BRIEF: Everything in the data should be repeated exactly, save for the images.

DATA SHOWN:

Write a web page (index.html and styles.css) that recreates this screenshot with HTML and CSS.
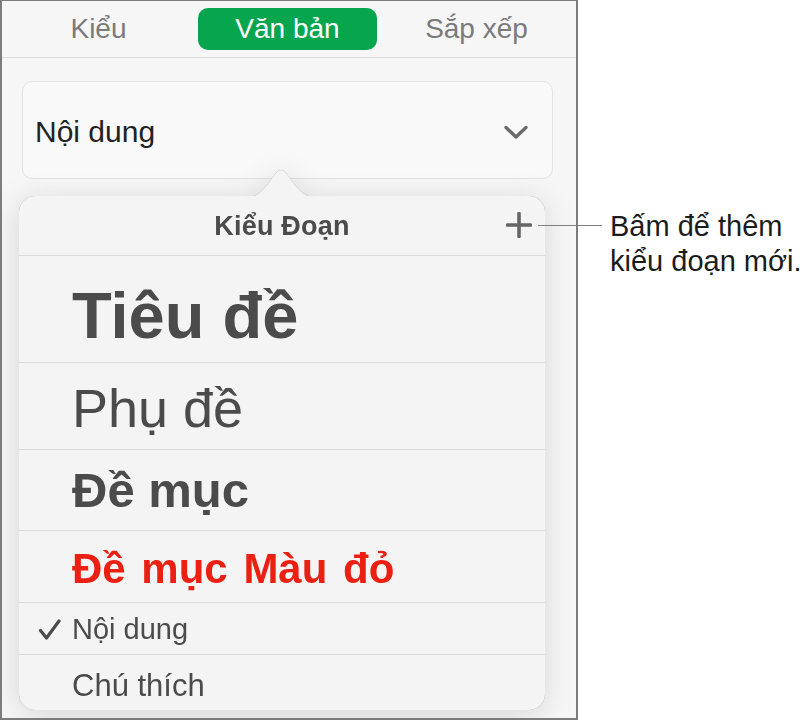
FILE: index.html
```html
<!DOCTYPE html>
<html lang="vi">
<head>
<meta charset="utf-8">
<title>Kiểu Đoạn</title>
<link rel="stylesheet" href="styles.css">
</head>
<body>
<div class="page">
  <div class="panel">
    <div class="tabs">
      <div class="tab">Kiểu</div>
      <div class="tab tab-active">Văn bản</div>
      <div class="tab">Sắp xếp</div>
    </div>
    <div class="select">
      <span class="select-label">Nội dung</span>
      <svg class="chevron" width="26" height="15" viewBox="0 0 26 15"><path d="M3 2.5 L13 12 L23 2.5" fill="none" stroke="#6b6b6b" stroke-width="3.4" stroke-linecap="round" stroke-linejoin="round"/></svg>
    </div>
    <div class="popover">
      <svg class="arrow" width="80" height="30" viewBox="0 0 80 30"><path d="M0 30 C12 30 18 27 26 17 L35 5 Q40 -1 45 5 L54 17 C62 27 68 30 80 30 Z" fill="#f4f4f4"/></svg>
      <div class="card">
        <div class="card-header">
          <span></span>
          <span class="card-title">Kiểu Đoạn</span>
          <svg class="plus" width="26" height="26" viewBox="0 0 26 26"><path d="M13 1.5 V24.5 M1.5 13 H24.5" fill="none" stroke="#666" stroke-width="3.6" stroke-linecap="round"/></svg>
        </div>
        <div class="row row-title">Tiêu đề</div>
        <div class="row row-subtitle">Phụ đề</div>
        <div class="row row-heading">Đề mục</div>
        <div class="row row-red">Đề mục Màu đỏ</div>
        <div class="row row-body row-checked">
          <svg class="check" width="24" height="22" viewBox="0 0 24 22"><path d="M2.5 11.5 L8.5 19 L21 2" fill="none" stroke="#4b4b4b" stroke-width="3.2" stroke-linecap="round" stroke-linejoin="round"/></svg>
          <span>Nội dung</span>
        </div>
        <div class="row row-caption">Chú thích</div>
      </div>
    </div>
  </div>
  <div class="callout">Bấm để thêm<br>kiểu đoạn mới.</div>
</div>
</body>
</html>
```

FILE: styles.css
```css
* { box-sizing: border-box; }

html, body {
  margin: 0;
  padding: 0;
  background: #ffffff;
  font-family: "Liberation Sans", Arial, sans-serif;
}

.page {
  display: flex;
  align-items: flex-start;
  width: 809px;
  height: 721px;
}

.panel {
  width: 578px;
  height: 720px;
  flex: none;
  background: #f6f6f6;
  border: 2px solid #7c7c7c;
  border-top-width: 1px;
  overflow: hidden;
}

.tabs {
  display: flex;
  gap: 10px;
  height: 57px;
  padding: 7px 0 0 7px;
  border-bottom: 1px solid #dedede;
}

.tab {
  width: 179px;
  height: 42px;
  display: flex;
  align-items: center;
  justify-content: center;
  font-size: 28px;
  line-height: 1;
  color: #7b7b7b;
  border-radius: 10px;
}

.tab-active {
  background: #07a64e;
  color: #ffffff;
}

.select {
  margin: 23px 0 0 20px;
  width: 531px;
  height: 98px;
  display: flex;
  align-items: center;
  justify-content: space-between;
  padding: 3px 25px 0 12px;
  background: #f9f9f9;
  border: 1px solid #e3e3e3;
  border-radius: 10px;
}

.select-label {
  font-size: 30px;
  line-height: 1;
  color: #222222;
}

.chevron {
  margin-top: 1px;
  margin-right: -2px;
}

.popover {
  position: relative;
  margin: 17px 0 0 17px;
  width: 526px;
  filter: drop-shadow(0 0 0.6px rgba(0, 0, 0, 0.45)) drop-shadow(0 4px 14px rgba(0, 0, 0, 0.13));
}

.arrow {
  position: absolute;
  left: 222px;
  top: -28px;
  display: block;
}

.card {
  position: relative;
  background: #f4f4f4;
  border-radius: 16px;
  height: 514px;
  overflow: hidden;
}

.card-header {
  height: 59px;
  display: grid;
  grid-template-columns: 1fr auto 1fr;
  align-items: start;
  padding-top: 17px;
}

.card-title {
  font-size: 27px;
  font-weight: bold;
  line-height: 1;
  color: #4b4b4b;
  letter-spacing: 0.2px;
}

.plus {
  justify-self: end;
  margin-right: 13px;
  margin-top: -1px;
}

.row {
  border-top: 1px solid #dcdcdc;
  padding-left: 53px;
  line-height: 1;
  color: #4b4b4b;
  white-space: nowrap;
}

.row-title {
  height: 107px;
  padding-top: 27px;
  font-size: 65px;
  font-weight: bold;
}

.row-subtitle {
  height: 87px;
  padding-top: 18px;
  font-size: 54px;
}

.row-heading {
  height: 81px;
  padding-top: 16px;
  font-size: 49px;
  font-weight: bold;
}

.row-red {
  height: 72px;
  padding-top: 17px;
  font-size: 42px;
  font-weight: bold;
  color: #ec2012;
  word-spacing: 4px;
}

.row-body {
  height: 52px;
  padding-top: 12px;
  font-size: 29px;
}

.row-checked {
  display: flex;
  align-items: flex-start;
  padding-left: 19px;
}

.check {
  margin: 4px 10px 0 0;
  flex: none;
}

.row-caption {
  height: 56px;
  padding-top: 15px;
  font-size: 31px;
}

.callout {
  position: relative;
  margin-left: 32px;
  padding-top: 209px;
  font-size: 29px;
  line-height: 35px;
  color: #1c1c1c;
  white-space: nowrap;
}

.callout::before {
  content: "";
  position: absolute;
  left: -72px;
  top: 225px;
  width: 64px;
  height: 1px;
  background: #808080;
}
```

EXERCISE OUTPUT:
Write a web page (index.html and styles.css) that recreates this screenshot with HTML and CSS.
FILE: index.html
```html
<!DOCTYPE html>
<html lang="vi">
<head>
<meta charset="utf-8">
<title>Kiểu Đoạn</title>
<link rel="stylesheet" href="styles.css">
</head>
<body>
<div class="page">
  <div class="panel">
    <div class="tabs">
      <div class="tab">Kiểu</div>
      <div class="tab tab-active">Văn bản</div>
      <div class="tab">Sắp xếp</div>
    </div>
    <div class="select">
      <span class="select-label">Nội dung</span>
      <svg class="chevron" width="26" height="15" viewBox="0 0 26 15"><path d="M3 2.5 L13 12 L23 2.5" fill="none" stroke="#6b6b6b" stroke-width="3.4" stroke-linecap="round" stroke-linejoin="round"/></svg>
    </div>
    <div class="popover">
      <svg class="arrow" width="80" height="30" viewBox="0 0 80 30"><path d="M0 30 C12 30 18 27 26 17 L35 5 Q40 -1 45 5 L54 17 C62 27 68 30 80 30 Z" fill="#f4f4f4"/></svg>
      <div class="card">
        <div class="card-header">
          <span></span>
          <span class="card-title">Kiểu Đoạn</span>
          <svg class="plus" width="26" height="26" viewBox="0 0 26 26"><path d="M13 1.5 V24.5 M1.5 13 H24.5" fill="none" stroke="#666" stroke-width="3.6" stroke-linecap="round"/></svg>
        </div>
        <div class="row row-title">Tiêu đề</div>
        <div class="row row-subtitle">Phụ đề</div>
        <div class="row row-heading">Đề mục</div>
        <div class="row row-red">Đề mục Màu đỏ</div>
        <div class="row row-body row-checked">
          <svg class="check" width="24" height="22" viewBox="0 0 24 22"><path d="M2.5 11.5 L8.5 19 L21 2" fill="none" stroke="#4b4b4b" stroke-width="3.2" stroke-linecap="round" stroke-linejoin="round"/></svg>
          <span>Nội dung</span>
        </div>
        <div class="row row-caption">Chú thích</div>
      </div>
    </div>
  </div>
  <div class="callout">Bấm để thêm<br>kiểu đoạn mới.</div>
</div>
</body>
</html>
```

FILE: styles.css
```css
* { box-sizing: border-box; }

html, body {
  margin: 0;
  padding: 0;
  background: #ffffff;
  font-family: "Liberation Sans", Arial, sans-serif;
}

.page {
  display: flex;
  align-items: flex-start;
  width: 809px;
  height: 721px;
}

.panel {
  width: 578px;
  height: 720px;
  flex: none;
  background: #f6f6f6;
  border: 2px solid #7c7c7c;
  border-top-width: 1px;
  overflow: hidden;
}

.tabs {
  display: flex;
  gap: 10px;
  height: 57px;
  padding: 7px 0 0 7px;
  border-bottom: 1px solid #dedede;
}

.tab {
  width: 179px;
  height: 42px;
  display: flex;
  align-items: center;
  justify-content: center;
  font-size: 28px;
  line-height: 1;
  color: #7b7b7b;
  border-radius: 10px;
}

.tab-active {
  background: #07a64e;
  color: #ffffff;
}

.select {
  margin: 23px 0 0 20px;
  width: 531px;
  height: 98px;
  display: flex;
  align-items: center;
  justify-content: space-between;
  padding: 3px 25px 0 12px;
  background: #f9f9f9;
  border: 1px solid #e3e3e3;
  border-radius: 10px;
}

.select-label {
  font-size: 30px;
  line-height: 1;
  color: #222222;
}

.chevron {
  margin-top: 1px;
  margin-right: -2px;
}

.popover {
  position: relative;
  margin: 17px 0 0 17px;
  width: 526px;
  filter: drop-shadow(0 0 0.6px rgba(0, 0, 0, 0.45)) drop-shadow(0 4px 14px rgba(0, 0, 0, 0.13));
}

.arrow {
  position: absolute;
  left: 222px;
  top: -28px;
  display: block;
}

.card {
  position: relative;
  background: #f4f4f4;
  border-radius: 16px;
  height: 514px;
  overflow: hidden;
}

.card-header {
  height: 59px;
  display: grid;
  grid-template-columns: 1fr auto 1fr;
  align-items: start;
  padding-top: 17px;
}

.card-title {
  font-size: 27px;
  font-weight: bold;
  line-height: 1;
  color: #4b4b4b;
  letter-spacing: 0.2px;
}

.plus {
  justify-self: end;
  margin-right: 13px;
  margin-top: -1px;
}

.row {
  border-top: 1px solid #dcdcdc;
  padding-left: 53px;
  line-height: 1;
  color: #4b4b4b;
  white-space: nowrap;
}

.row-title {
  height: 107px;
  padding-top: 27px;
  font-size: 65px;
  font-weight: bold;
}

.row-subtitle {
  height: 87px;
  padding-top: 18px;
  font-size: 54px;
}

.row-heading {
  height: 81px;
  padding-top: 16px;
  font-size: 49px;
  font-weight: bold;
}

.row-red {
  height: 72px;
  padding-top: 17px;
  font-size: 42px;
  font-weight: bold;
  color: #ec2012;
  word-spacing: 4px;
}

.row-body {
  height: 52px;
  padding-top: 12px;
  font-size: 29px;
}

.row-checked {
  display: flex;
  align-items: flex-start;
  padding-left: 19px;
}

.check {
  margin: 4px 10px 0 0;
  flex: none;
}

.row-caption {
  height: 56px;
  padding-top: 15px;
  font-size: 31px;
}

.callout {
  position: relative;
  margin-left: 32px;
  padding-top: 209px;
  font-size: 29px;
  line-height: 35px;
  color: #1c1c1c;
  white-space: nowrap;
}

.callout::before {
  content: "";
  position: absolute;
  left: -72px;
  top: 225px;
  width: 64px;
  height: 1px;
  background: #808080;
}
```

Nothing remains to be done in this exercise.